Why are we suddenly so worried about carbon dioxide (CO2) when just a few decades ago there was talk of a new ice age?
In the same breath, they might also question how changes in the amount of CO2 in the atmosphere can really change the Earth's climate.
The atmosphere after all contains relatively little CO2 compared with other gases. For example, there's much more water vapour, which is also an important greenhouse gas. So, how can a tiny amount of CO2 be so important?
Let's take a look at these questions.
The greenhouse effect was discovered more than 100 years ago
In 1896, the world renowned Swedish scientist and Nobel Prize Winner Svante Arrhenius (1859-1927), described how CO2 influences the climate. He suggested that increasing emissions of CO2 from burning fossil fuels could lead to a global warming—the so-called greenhouse effect.
In the subsequent decades, research into greenhouse gasses continued. But it was not until 1938 that Guy Callendar first showed how the Earth's temperature was already increasing.
Callendar was born in 1898, just two years after Arrhenius first published his work on CO2. He was an engineer by trade but he was also fascinated by the atmosphere, and he devoted his spare time to studying it. He measured the concentration of gases, the atmosphere's structure, how atmospheric currents moved around the planet, and the influence of the sun's rays at various latitudes.
And it was this work that led to the world's first climate model.
His model was very primitive in comparison with the well established models used to predict the weather and climate by meteorologists and climate scientists today. But it formed the basis upon which all modern studies of climate science have since developed.
His work culminated in this 1938 study, which showed that humans had already emitted enough CO2 into the atmosphere to increase the average temperature on Earth and that the Earth was responding: Over the previous 50 years, the average temperature had indeed increased as per Arrhenius's proposed greenhouse effect.
Callendar's hypothesis becomes accepted theory
Callendar's hypothesis was not taken particularly seriously by some other scientists at first: He wasn't a meteorologist and at this time there simply wasn't enough data to test this hypothesis. But he continued, undeterred.
He collected masses of new data, and by the time he died in 1964 his work had gained widespread scientific acceptance.
After a congressional hearing in the American Senate in 1988, the role of greenhouse gases, and in particular that of CO2, in driving global temperature was broadly acknowledged, and the number of opponents to the theory was shrinking.
Why is CO2 such an important greenhouse gas?
In between ice ages, the Earth's atmosphere typically contains around 0.03 per cent CO2. Today, it's around 0.04 per cent, or 410 parts per million as it's often referred to. But this is still an infinitesimally small number.
So how can CO2 have such a big impact on the climate?
The light emitted by the Sun contains a broad spectrum of light: Ultraviolet, infrared, microwaves, radio waves, visible light, and so on. About half of the light that reaches Earth is either reflected by clouds or absorbed by the atmosphere.

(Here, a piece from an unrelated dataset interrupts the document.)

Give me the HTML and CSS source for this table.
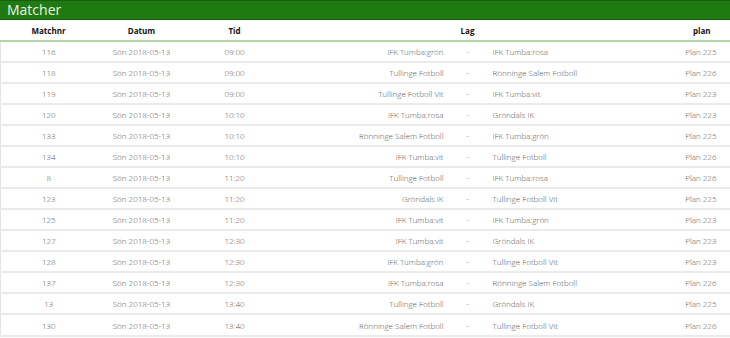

The rest reaches the Earth's surface and is absorbed by the land, sea, and plants, warming the surface. When the Earth warms, it emits infrared light (heat), which is reflected back to Earth, trapped in the atmosphere. This is the greenhouse effect in a nutshell.
The greenhouse effect occurs because the Earth's atmosphere retains some of the heat that would otherwise be lost into space. Without greenhouse gases like CO2, the atmosphere couldn't hold onto this, and the Earth would quickly turn into a frozen sphere.

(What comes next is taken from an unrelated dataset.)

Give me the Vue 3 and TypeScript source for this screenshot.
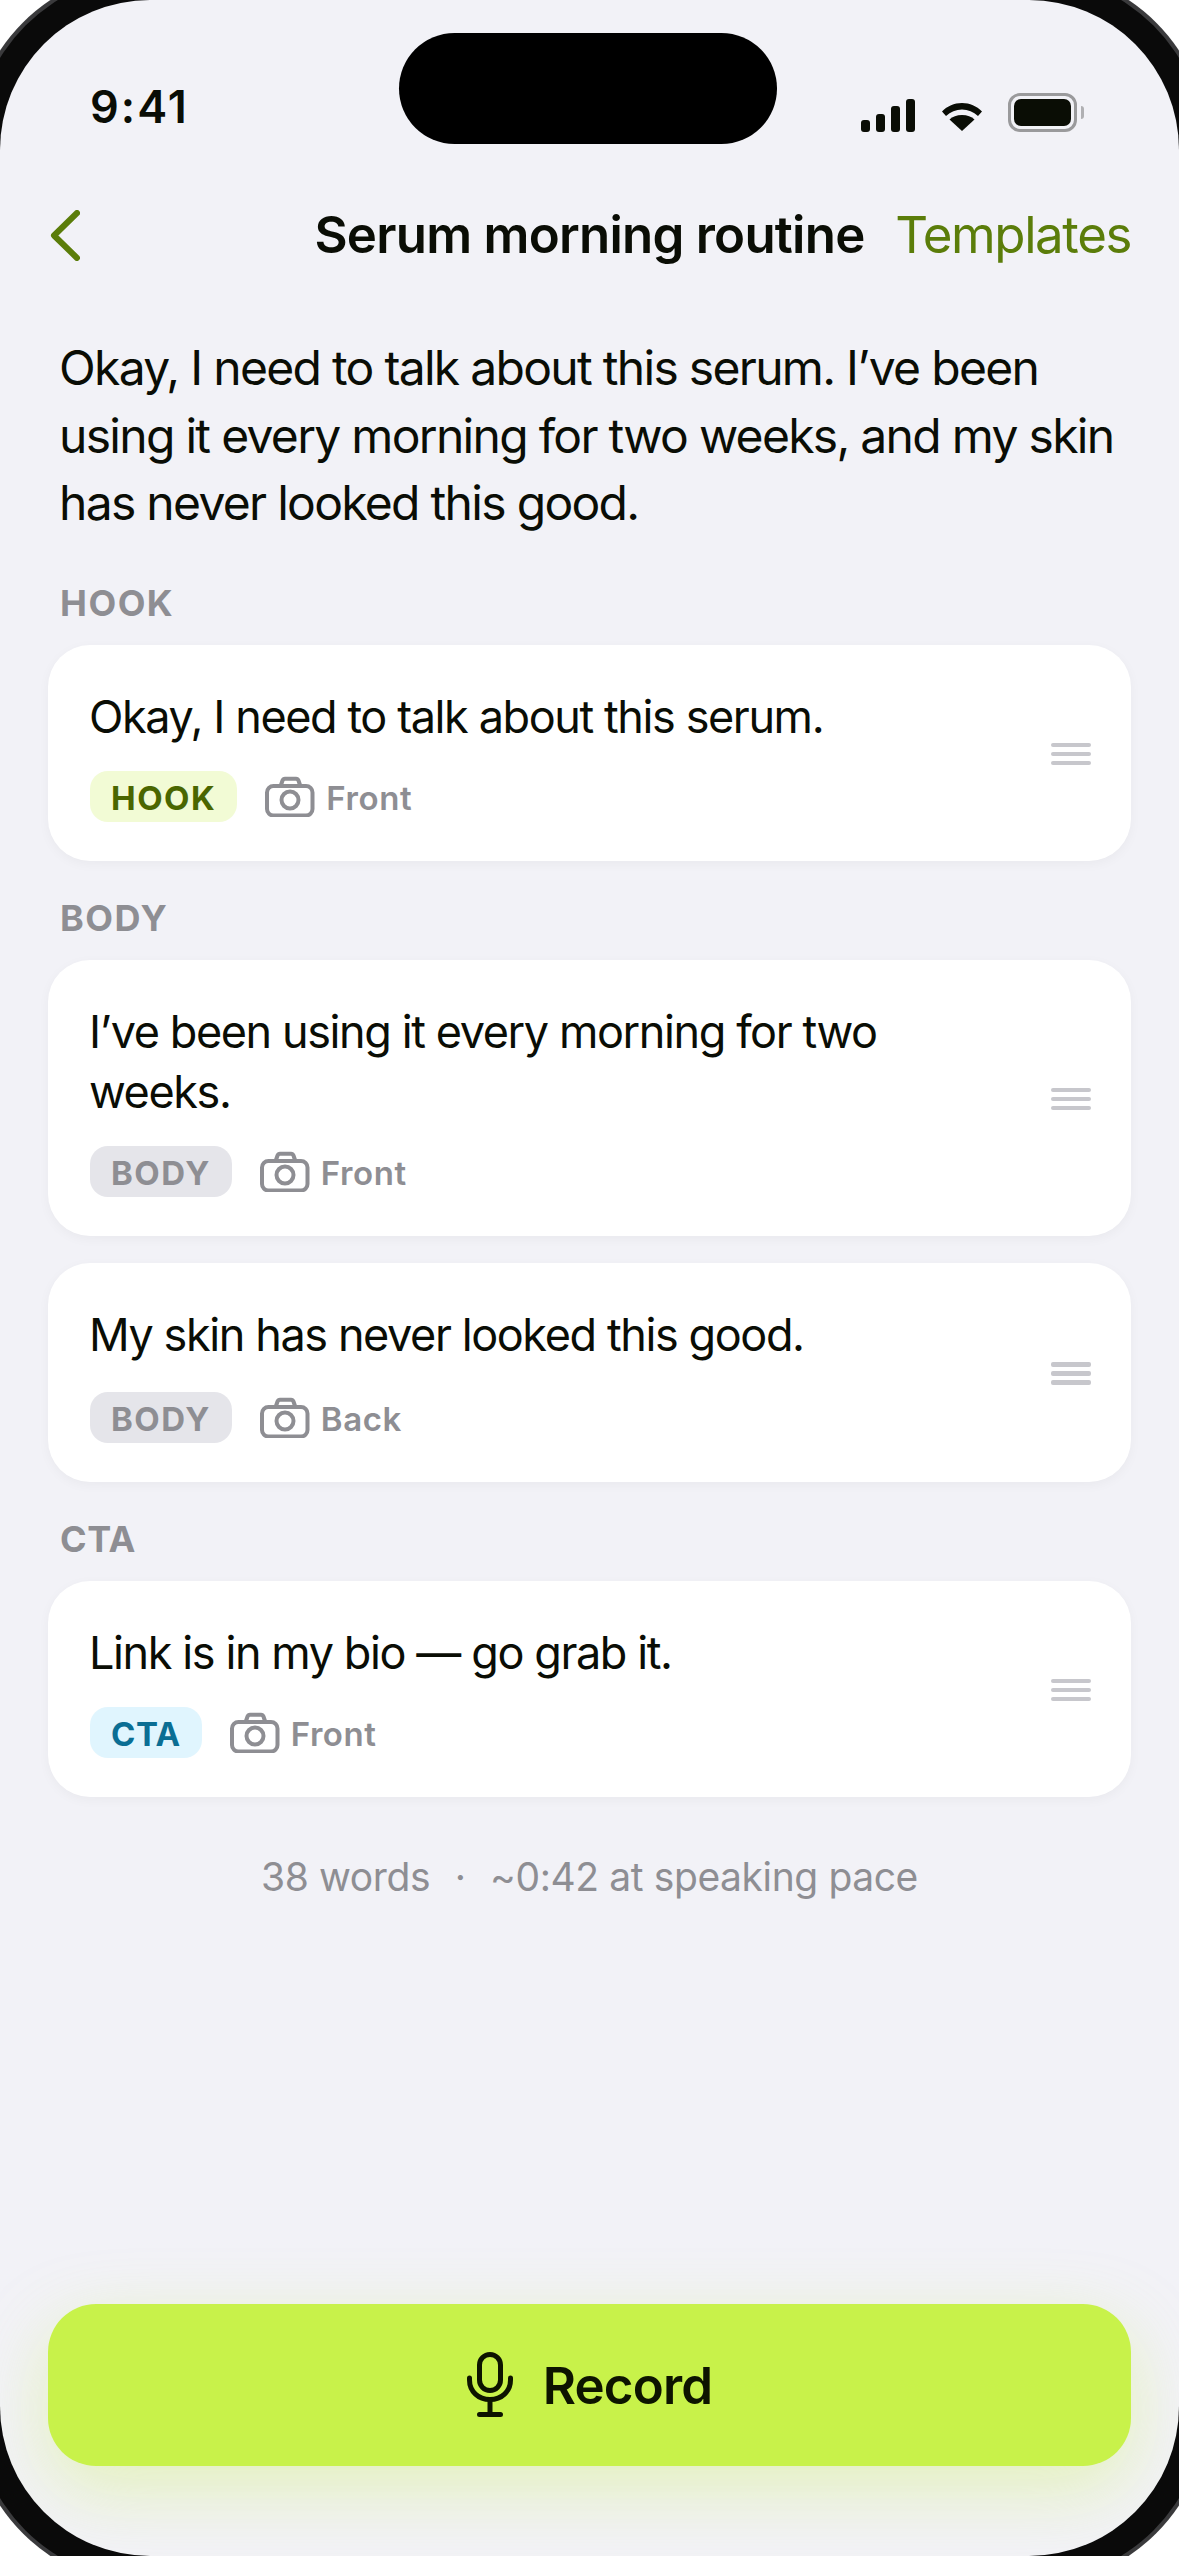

The current composition of greenhouse gases (CO2, but also methane, water vapour, and some others) keeps the Earth's average temperature at a comfortable 15 degrees centigrade. Without them it would be a very chilly ca. -18 degrees.

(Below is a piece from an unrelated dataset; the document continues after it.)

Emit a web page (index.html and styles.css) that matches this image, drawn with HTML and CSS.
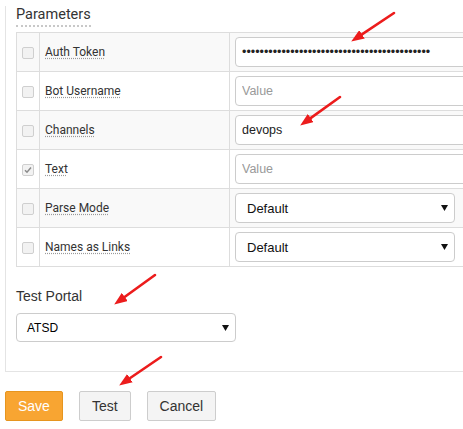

The greenhouse effect acts as a thermostat, but today it is on a knife edge, keeping the world warm but not too warm.
Over 95 per cent of the Earth's atmosphere is made up of nitrogen and oxygen, neither of which can absorb infrared light and are very poor greenhouse gases. Another important component of the atmosphere is water vapour, which is a very effective greenhouse gas and absorbs most of the infrared light reflected off the Earth's surface.
Water vapour plays a huge role in keeping the Earth warm enough for us to live here. But luckily, it doesn't soak up all of the infrared radiation and some of it slips through and out into space.
If this wasn't the case, and it absorbed all of the infrared radiation, the Earth would quickly become too warm to support life. But Callendar discovered that CO2 closes these "holes" and captures a large proportion of the infrared radiation that water vapour lets escape.
So, the more CO2 there is in the atmosphere, the more of these gaps are closed. And even though CO2 forms such a small part of the entire atmosphere, it has an incredibly significant role on how it regulates heat and, therefore, the climate. In addition, CO2 lasts a long time in the atmosphere compared to many other greenhouse gases, making it even more potent.
Is global warming a new craze?
Research into greenhouse gases and their influence on our climate is not a new craze. It has roots that extend back to the discoveries of quantum mechanics and the structure of the atom.
Just like all the other branches of science, hypotheses have gradually developed and been refined as new data and knowledge becomes available. And a more detailed understanding of how the climate works and what impacts it, has emerged.
The most recent research indicates that man-made global warming was already occurring in the first half of the 19th century, which is much earlier than Callender had thought.
This doesn't mean that Callendar was wrong, just that he didn't have access to so many types of data that we do today.